Set exercise
Keep every line where the word "components" appears; drop the rest.

——

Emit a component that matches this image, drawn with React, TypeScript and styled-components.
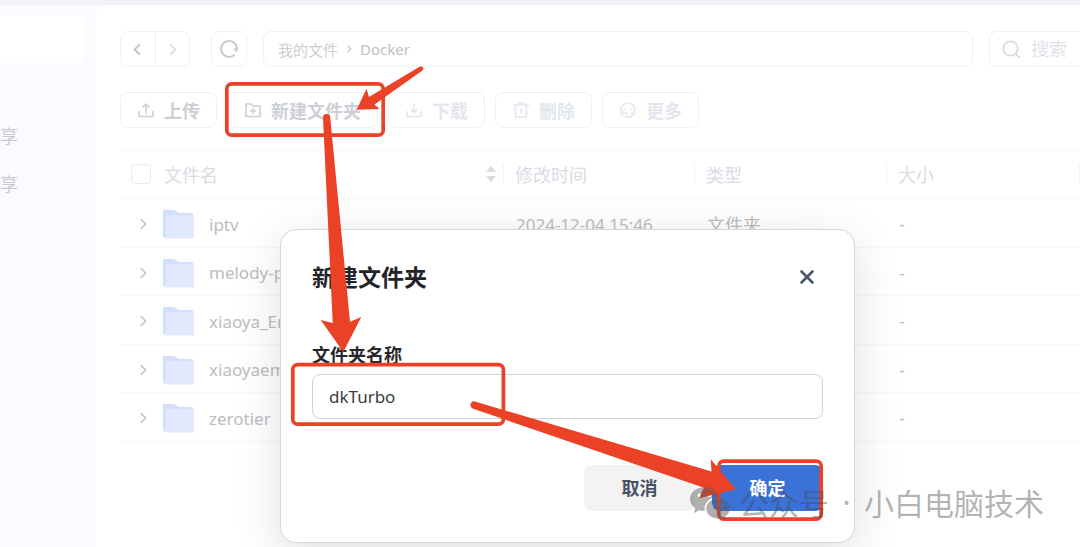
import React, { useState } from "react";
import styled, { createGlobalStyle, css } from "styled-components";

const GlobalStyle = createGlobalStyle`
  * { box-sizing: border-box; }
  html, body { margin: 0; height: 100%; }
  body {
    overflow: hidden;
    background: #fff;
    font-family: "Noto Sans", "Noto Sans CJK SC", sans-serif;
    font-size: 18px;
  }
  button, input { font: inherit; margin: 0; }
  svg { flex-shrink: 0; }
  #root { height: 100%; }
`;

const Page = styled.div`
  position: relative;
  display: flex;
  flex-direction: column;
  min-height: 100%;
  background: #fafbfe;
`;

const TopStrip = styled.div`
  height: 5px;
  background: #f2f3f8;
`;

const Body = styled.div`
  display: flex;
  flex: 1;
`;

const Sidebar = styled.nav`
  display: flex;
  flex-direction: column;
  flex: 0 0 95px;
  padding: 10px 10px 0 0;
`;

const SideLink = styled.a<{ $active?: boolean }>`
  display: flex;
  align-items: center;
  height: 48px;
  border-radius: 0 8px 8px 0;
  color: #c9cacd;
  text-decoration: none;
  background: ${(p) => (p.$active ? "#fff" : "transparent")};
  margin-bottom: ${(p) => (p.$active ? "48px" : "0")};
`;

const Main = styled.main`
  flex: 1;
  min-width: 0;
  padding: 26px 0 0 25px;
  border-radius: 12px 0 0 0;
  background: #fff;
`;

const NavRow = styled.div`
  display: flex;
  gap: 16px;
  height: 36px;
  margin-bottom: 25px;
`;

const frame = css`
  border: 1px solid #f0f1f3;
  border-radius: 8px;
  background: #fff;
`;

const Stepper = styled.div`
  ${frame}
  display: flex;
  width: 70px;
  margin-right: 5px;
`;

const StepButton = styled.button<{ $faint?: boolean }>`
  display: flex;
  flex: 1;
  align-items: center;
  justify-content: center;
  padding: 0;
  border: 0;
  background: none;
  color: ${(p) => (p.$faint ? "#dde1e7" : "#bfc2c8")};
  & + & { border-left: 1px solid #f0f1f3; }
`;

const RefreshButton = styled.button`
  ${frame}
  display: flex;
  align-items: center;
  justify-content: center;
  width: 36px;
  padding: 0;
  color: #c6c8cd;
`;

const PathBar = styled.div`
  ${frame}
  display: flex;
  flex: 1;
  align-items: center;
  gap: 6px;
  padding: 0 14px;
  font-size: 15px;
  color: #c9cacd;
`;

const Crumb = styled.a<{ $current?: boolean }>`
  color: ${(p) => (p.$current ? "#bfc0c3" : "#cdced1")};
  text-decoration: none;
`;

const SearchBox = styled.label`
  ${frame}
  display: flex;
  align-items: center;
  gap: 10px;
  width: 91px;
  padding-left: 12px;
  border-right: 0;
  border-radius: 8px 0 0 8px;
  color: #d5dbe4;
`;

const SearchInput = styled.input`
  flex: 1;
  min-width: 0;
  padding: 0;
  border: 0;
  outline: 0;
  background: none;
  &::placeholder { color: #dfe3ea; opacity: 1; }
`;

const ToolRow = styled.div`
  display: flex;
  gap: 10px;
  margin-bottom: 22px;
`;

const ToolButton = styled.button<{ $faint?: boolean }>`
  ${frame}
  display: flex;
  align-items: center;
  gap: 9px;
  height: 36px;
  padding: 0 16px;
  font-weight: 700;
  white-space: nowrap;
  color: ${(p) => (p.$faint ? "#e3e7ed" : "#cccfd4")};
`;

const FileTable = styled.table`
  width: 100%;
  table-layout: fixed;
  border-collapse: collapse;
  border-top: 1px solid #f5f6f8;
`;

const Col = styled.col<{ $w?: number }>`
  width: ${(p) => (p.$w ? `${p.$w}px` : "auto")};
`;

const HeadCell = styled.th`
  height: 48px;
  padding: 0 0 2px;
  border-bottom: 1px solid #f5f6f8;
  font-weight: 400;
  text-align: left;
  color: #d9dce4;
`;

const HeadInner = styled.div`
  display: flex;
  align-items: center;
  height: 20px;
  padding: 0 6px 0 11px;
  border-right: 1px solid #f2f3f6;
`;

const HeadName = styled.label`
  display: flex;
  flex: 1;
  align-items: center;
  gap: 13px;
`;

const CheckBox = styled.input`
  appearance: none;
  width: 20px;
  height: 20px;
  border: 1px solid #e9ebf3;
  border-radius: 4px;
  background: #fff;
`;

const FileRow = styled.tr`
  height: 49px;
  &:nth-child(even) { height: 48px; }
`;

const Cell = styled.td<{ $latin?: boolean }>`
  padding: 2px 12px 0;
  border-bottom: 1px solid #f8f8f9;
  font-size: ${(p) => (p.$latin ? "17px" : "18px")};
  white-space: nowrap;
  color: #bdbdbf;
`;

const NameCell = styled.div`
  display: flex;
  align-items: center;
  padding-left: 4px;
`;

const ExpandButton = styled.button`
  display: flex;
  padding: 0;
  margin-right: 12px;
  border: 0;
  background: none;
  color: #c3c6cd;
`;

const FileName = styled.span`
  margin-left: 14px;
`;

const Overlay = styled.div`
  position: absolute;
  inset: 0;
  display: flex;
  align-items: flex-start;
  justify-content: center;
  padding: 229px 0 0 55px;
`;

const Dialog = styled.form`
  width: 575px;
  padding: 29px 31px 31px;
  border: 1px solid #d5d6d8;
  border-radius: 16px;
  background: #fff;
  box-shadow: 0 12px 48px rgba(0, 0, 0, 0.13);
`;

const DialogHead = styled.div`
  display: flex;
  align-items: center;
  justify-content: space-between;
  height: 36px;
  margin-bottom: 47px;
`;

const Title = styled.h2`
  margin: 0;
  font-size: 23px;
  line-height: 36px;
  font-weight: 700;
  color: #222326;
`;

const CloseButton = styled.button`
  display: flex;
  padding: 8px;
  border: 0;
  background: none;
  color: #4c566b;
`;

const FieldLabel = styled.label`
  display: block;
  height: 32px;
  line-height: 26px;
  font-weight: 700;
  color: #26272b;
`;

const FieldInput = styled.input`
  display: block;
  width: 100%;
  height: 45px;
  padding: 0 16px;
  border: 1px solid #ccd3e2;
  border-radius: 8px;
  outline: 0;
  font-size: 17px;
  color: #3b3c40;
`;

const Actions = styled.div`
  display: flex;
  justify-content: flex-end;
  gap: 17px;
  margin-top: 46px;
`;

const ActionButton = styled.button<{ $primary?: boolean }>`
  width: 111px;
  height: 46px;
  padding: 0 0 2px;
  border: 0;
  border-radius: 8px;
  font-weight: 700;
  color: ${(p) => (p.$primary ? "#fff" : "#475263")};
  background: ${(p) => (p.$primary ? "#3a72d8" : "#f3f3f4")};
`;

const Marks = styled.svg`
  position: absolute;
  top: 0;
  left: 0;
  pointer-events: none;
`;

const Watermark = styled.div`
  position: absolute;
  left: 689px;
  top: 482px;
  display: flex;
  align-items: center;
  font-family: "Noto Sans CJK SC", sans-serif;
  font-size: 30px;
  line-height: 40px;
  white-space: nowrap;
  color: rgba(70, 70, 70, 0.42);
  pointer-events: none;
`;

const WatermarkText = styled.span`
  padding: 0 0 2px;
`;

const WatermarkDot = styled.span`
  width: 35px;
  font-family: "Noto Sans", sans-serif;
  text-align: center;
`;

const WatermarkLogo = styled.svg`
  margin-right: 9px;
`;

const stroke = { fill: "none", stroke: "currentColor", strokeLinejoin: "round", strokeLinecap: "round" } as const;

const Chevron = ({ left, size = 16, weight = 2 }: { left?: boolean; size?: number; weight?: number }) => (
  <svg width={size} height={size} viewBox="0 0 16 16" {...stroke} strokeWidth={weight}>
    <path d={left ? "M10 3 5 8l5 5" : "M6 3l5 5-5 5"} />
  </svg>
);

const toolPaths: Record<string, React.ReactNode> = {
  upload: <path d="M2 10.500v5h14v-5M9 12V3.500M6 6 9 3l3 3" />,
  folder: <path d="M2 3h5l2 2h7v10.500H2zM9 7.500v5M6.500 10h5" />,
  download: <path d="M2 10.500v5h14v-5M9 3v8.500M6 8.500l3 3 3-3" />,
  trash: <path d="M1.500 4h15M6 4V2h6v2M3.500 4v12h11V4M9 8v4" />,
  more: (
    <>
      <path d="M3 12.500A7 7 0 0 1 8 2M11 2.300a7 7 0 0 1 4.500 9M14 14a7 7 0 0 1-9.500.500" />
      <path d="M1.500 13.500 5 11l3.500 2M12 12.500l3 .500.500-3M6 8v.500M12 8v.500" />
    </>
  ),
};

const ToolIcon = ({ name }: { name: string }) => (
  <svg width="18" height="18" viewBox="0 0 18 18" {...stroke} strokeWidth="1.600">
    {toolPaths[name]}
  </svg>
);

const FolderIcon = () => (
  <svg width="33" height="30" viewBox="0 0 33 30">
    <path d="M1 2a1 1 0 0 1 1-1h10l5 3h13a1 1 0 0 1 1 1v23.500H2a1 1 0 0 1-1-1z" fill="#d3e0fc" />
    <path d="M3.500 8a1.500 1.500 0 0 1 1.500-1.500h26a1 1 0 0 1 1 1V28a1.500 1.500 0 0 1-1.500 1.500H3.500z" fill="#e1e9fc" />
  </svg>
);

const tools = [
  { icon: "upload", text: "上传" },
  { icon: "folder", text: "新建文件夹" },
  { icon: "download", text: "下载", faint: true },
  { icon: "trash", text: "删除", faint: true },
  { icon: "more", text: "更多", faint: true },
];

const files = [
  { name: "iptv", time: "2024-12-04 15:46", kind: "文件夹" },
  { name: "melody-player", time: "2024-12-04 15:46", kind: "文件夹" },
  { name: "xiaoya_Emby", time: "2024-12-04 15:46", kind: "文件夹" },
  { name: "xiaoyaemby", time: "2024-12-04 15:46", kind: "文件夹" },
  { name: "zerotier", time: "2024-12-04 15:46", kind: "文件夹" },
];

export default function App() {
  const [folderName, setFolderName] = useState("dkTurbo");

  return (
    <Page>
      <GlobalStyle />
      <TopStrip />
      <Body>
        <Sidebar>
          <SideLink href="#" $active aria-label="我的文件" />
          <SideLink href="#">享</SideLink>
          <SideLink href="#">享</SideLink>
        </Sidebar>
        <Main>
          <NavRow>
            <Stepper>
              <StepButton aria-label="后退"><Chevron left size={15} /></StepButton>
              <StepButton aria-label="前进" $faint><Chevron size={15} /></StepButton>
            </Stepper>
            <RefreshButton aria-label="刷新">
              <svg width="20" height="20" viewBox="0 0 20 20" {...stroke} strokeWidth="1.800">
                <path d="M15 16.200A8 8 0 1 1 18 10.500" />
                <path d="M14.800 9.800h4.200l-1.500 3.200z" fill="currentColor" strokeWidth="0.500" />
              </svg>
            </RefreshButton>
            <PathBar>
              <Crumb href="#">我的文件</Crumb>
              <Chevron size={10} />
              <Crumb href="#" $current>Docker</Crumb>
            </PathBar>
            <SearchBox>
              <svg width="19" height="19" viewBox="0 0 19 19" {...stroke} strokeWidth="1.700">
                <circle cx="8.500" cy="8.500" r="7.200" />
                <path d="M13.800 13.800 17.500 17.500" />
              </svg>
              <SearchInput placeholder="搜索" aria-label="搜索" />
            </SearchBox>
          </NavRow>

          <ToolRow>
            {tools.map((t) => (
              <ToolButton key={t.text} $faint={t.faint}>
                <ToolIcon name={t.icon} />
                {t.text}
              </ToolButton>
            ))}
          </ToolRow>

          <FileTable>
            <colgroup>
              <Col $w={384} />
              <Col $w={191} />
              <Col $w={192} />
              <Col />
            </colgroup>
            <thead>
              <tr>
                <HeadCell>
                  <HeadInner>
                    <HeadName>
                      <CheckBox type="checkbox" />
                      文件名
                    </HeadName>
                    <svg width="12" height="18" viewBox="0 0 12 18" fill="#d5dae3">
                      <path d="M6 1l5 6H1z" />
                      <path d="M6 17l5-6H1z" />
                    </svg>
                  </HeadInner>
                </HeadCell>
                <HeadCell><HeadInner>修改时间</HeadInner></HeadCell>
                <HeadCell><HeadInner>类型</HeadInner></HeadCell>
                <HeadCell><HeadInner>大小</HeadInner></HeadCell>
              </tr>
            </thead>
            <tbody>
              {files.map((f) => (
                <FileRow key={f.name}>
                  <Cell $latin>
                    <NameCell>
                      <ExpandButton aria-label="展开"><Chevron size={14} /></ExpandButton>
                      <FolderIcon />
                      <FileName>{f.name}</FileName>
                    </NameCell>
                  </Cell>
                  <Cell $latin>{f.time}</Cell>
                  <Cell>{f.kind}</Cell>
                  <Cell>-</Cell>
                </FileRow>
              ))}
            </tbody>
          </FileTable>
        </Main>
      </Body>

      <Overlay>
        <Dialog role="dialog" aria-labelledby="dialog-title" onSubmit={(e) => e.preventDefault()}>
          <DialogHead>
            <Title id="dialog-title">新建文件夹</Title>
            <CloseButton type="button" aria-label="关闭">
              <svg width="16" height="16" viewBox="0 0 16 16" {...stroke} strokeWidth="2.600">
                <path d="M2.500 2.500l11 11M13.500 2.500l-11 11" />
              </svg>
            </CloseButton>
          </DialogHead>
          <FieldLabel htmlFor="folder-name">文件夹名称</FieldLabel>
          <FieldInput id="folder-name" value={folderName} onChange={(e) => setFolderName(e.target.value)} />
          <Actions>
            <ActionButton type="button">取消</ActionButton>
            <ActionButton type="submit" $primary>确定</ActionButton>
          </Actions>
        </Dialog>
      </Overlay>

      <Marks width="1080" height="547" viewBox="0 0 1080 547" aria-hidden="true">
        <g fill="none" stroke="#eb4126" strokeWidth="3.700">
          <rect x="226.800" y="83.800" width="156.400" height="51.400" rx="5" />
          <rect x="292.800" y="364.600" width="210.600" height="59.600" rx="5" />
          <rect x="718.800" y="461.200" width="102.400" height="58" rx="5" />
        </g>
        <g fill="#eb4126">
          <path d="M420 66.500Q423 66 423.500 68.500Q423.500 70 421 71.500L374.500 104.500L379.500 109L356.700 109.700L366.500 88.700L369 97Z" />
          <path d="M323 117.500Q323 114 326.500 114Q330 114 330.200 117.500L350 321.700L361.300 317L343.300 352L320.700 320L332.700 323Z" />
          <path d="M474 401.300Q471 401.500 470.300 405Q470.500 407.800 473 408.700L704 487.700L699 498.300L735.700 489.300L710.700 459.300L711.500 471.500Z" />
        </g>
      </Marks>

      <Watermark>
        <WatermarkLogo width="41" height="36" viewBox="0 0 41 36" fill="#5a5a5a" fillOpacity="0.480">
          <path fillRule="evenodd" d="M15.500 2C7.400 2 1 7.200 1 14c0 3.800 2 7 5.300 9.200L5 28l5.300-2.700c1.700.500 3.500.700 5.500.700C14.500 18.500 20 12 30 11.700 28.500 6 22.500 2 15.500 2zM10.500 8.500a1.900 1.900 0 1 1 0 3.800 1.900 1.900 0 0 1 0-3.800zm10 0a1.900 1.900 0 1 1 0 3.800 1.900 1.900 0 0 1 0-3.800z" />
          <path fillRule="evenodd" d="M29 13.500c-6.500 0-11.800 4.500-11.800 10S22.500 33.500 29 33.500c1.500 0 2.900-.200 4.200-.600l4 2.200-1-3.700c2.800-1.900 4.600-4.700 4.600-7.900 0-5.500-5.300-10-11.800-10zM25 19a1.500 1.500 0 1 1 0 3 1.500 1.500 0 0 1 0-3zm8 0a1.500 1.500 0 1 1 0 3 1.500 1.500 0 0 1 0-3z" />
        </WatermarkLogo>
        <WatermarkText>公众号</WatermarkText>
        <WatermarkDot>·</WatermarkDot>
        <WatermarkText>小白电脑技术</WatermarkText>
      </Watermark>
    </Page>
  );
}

——

Completed task
Emit a component that matches this image, drawn with React, TypeScript and styled-components.
import styled, { createGlobalStyle, css } from "styled-components";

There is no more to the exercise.